A photo posted by college officials on Twitter Wednesday morning showed about 15 people in or around Red Square, with the message “Staff and faculty out welcoming students to campus this morning with coffee and conversation.”

College president George Bridges said faculty, staff and students are trying to get back to the business of teaching and learning.

But how many are taking that work off campus?

“I don’t know how widespread it is,” Bridges told members of The Olympian editorial board by telephone. “I think there’s a nervousness on campus due to a couple of threats we’ve had.”

Over the weekend, Evergreen’s nearly 1,000-acre campus was targeted with vandalism, graffiti and property damage.

Thurston County Sheriff John Snaza said his department sent about five deputies to the campus on Sunday night to assist campus police. The Washington State Patrol is now on the campus full-time and assisting campus police, college officials say.

Snaza said county deputies made contact with a group of students who were carrying bats and sticks on campus over the weekend. Deputies couldn’t tie the group to broken windows on campus, and no arrests were made, Snaza said. He estimates that about $10,000 in damage was done on the campus.

Williamson said there were only a couple of students who “chose to act out.”

“They’re feeling so scared and they don’t know how else to act,” she said.

Once faculty members intervened, the students stopped carrying bats and sticks around campus, Williamson said.

Snaza said he disagrees with the way Bridges has handled the racial tension and unrest on campus. He said students have been allowed to curse, act disrespectful, make demands and hold faculty members against their will. He compared the students’ actions to a hostage negotiation.

“They weren’t free to go,” Snaza said about faculty members who were yelled at by student protesters in some videos that have been posted on the Internet. “It irritated me because why is that OK? … I get where people want to be heard. We don’t always get what we want — especially when we treat people like crap.”

Snaza said he believes Evergreen Police Services could have handled the situation better if Bridges would have given them the power to do so.

“If you don’t have the support and trust of the administration or the president or the vice president, then it makes your job very difficult,” Snaza said. “And now you’re working in a reactive mode versus a proactive mode.”

Bridges said he’s looking into the protesters’ complaints about some past actions by members of the college’s Police Services.

“It’s a very understaffed group,” he said. “…And we have a brand new chief of police who hasn’t worked on a college campus before.”

Some faculty members have asked Bridges to investigate the actions of faculty member Bret Weinstein, saying he helped escalate racial tension on campus by taking his view to FOX News, The Joe Rogan Experience and elsewhere.

“We are very concerned that Bret’s media blitz and his naming of individuals has directly put people in danger,” Williamson said.

Bridges said no disciplinary action is planned against Weinstein, who has held his classes off-campus, too, citing safety concerns.

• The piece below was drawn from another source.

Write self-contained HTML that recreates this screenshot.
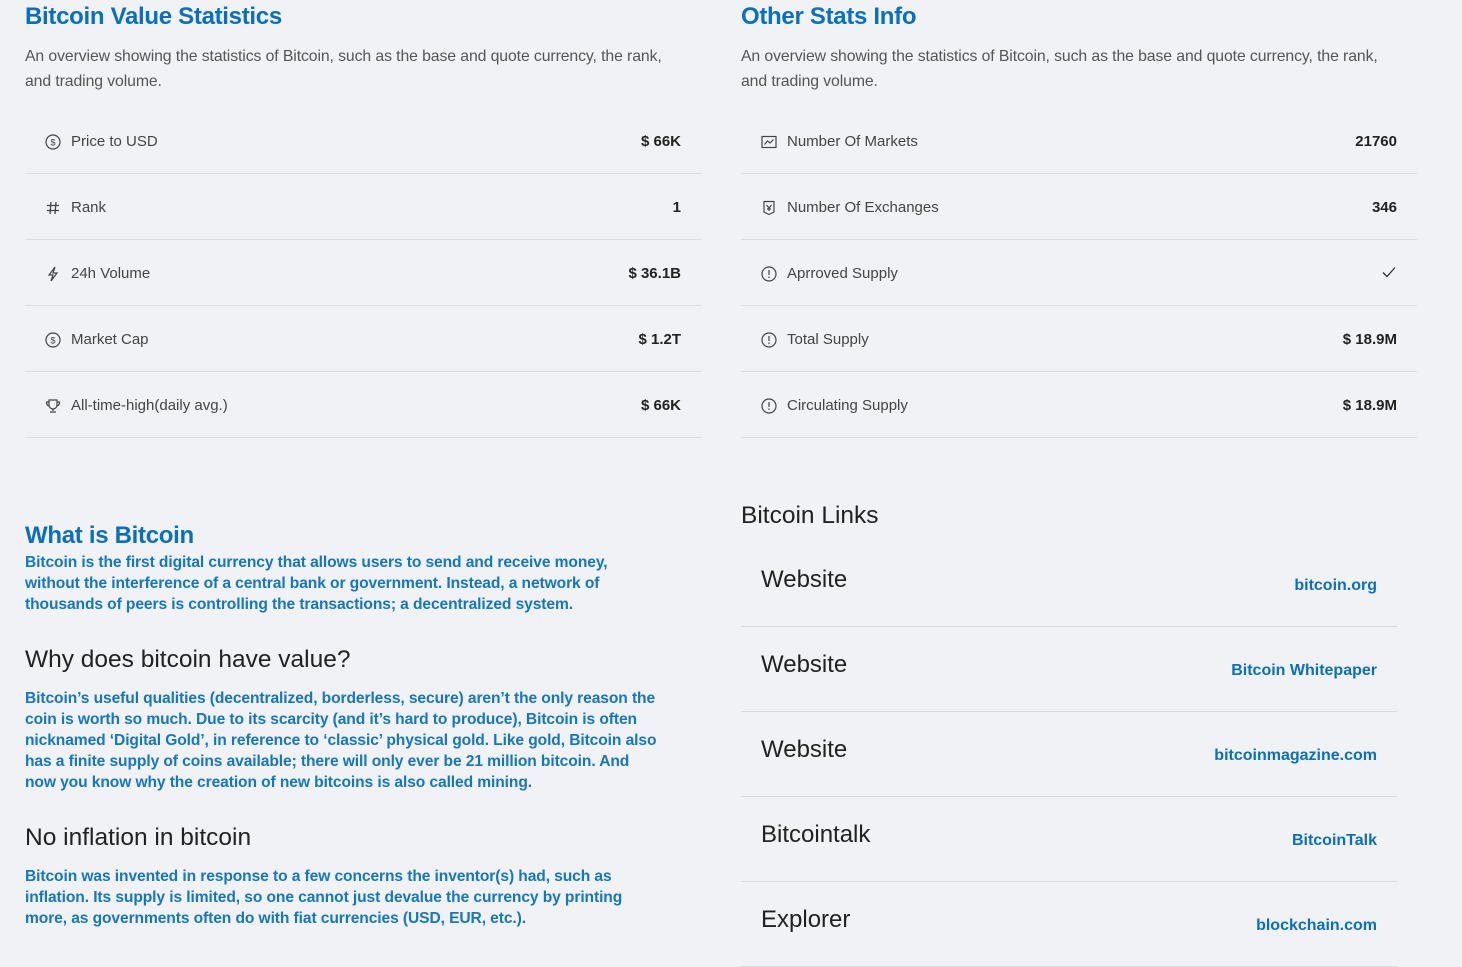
<!DOCTYPE html>
<html><head><meta charset="utf-8"><style>
*{margin:0;padding:0;box-sizing:border-box}
body{width:1462px;height:935px;overflow:hidden;background:#f0f2f5;font-family:"Liberation Sans",sans-serif;color:#333;position:relative}
.abs{position:absolute;white-space:nowrap}
h2{font-size:24px;font-weight:bold;color:#0a6fc2;letter-spacing:-0.3px}
.desc{font-size:15.8px;line-height:25px;color:#555;letter-spacing:-0.1px}
.stats{position:absolute;width:676px}
.row{height:66px;border-bottom:1px solid #dcdde0;display:flex;align-items:center;padding:0 20px;font-size:15px;color:#444;padding-top:2px}
.row svg{width:16px;height:16px;margin-right:10px;flex:none}
.row .v{margin-left:auto;font-weight:bold;color:#222;font-size:15px}
.bp{font-size:15.6px;font-weight:bold;color:#1476c4;line-height:21px;white-space:nowrap;letter-spacing:-0.1px}
.h3{font-size:24.5px;color:#222}
.links{position:absolute;left:741px;top:542px;width:656px}
.lrow{height:85px;border-bottom:1px solid #d9d9d9;position:relative}
.lrow .n{position:absolute;left:20px;top:24px;font-size:24px;color:#222}
.lrow .u{position:absolute;right:20px;top:35px;font-size:16px;font-weight:bold;color:#0a6fc2}
</style></head><body>
<h2 class="abs" style="left:25px;top:3px">Bitcoin Value Statistics</h2>
<div class="abs desc" style="left:25px;top:44px">An overview showing the statistics of Bitcoin, such as the base and quote currency, the rank,<br>and trading volume.</div>
<h2 class="abs" style="left:741px;top:3px">Other Stats Info</h2>
<div class="abs desc" style="left:741px;top:44px">An overview showing the statistics of Bitcoin, such as the base and quote currency, the rank,<br>and trading volume.</div>

<div class="stats" style="left:25px;top:108px">
<div class="row"><svg viewBox="0 0 16 16" fill="none" stroke="#444" stroke-width="1.2"><circle cx="8" cy="8" r="7"/><text x="8" y="11.5" font-size="9" text-anchor="middle" fill="#444" stroke="none">$</text></svg>Price to USD<span class="v">$ 66K</span></div>
<div class="row"><svg viewBox="0 0 16 16" fill="none" stroke="#444" stroke-width="1.3"><path d="M6 2L5 14M11 2L10 14M2 5.5H14M2 10.5H14"/></svg>Rank<span class="v">1</span></div>
<div class="row"><svg viewBox="0 0 16 16" fill="none" stroke="#444" stroke-width="1.2"><path d="M10 1L4 9H8L6 15L12 7H8Z"/></svg>24h Volume<span class="v">$ 36.1B</span></div>
<div class="row"><svg viewBox="0 0 16 16" fill="none" stroke="#444" stroke-width="1.2"><circle cx="8" cy="8" r="7"/><text x="8" y="11.5" font-size="9" text-anchor="middle" fill="#444" stroke="none">$</text></svg>Market Cap<span class="v">$ 1.2T</span></div>
<div class="row"><svg viewBox="0 0 16 16" fill="none" stroke="#444" stroke-width="1.2"><path d="M4 2H12V7A4 4 0 0 1 4 7Z M4 4H1.5C1.5 7 3 8 4.5 8 M12 4H14.5C14.5 7 13 8 11.5 8 M8 11V13 M5 14H11"/></svg>All-time-high(daily avg.)<span class="v">$ 66K</span></div>
</div>

<div class="stats" style="left:741px;top:108px">
<div class="row"><svg viewBox="0 0 16 16" fill="none" stroke="#444" stroke-width="1.2"><rect x="1" y="2.5" width="14" height="11"/><path d="M3.5 10.5L6.5 7L9 9L12.5 5.5"/></svg>Number Of Markets<span class="v">21760</span></div>
<div class="row"><svg viewBox="0 0 16 16" fill="none" stroke="#444" stroke-width="1.2"><path d="M3 1.5H13V12L8 14.5L3 12Z M5.5 5L8 8L10.5 5 M8 8V11 M6 9H10"/></svg>Number Of Exchanges<span class="v">346</span></div>
<div class="row"><svg viewBox="0 0 16 16" fill="none" stroke="#444" stroke-width="1.2"><circle cx="8" cy="8" r="7"/><path d="M8 4V9 M8 10.5V12"/></svg>Aprroved Supply<span class="v"><svg viewBox="0 0 16 16" style="margin:0" fill="none" stroke="#333" stroke-width="1.3"><path d="M2 8.5L6 12.5L14 3.5"/></svg></span></div>
<div class="row"><svg viewBox="0 0 16 16" fill="none" stroke="#444" stroke-width="1.2"><circle cx="8" cy="8" r="7"/><path d="M8 4V9 M8 10.5V12"/></svg>Total Supply<span class="v">$ 18.9M</span></div>
<div class="row"><svg viewBox="0 0 16 16" fill="none" stroke="#444" stroke-width="1.2"><circle cx="8" cy="8" r="7"/><path d="M8 4V9 M8 10.5V12"/></svg>Circulating Supply<span class="v">$ 18.9M</span></div>
</div>

<h2 class="abs" style="left:25px;top:522px">What is Bitcoin</h2>
<div class="abs bp" style="left:25px;top:552px">Bitcoin is the first digital currency that allows users to send and receive money,<br>without the interference of a central bank or government. Instead, a network of<br>thousands of peers is controlling the transactions; a decentralized system.</div>
<div class="abs h3" style="left:25px;top:646px">Why does bitcoin have value?</div>
<div class="abs bp" style="left:25px;top:688px">Bitcoin’s useful qualities (decentralized, borderless, secure) aren’t the only reason the<br>coin is worth so much. Due to its scarcity (and it’s hard to produce), Bitcoin is often<br>nicknamed ‘Digital Gold’, in reference to ‘classic’ physical gold. Like gold, Bitcoin also<br>has a finite supply of coins available; there will only ever be 21 million bitcoin. And<br>now you know why the creation of new bitcoins is also called mining.</div>
<div class="abs h3" style="left:25px;top:824px">No inflation in bitcoin</div>
<div class="abs bp" style="left:25px;top:866px">Bitcoin was invented in response to a few concerns the inventor(s) had, such as<br>inflation. Its supply is limited, so one cannot just devalue the currency by printing<br>more, as governments often do with fiat currencies (USD, EUR, etc.).</div>

<div class="abs h3" style="left:741px;top:502px">Bitcoin Links</div>
<div class="links">
<div class="lrow"><span class="n">Website</span><span class="u">bitcoin.org</span></div>
<div class="lrow"><span class="n">Website</span><span class="u">Bitcoin Whitepaper</span></div>
<div class="lrow"><span class="n">Website</span><span class="u">bitcoinmagazine.com</span></div>
<div class="lrow"><span class="n">Bitcointalk</span><span class="u">BitcoinTalk</span></div>
<div class="lrow"><span class="n">Explorer</span><span class="u">blockchain.com</span></div>
</div>
</body></html>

“I can’t go into too much detail on that for privacy reasons,” Bridges said.

But he added that he’s “trying to strike a balance” between what faculty members can say and their First Amendment rights.

Bridges said he’s also looking into the actions of some of the student protesters.

On May 26, Bridges said he wasn’t planning sanctions against the student protesters. At that time, college officials described the students’ actions as peaceful.

However, Bridges said that statement included the clause: unless more complaints came in about the students.

“Certainly, we’ve had complaints,” Bridges said.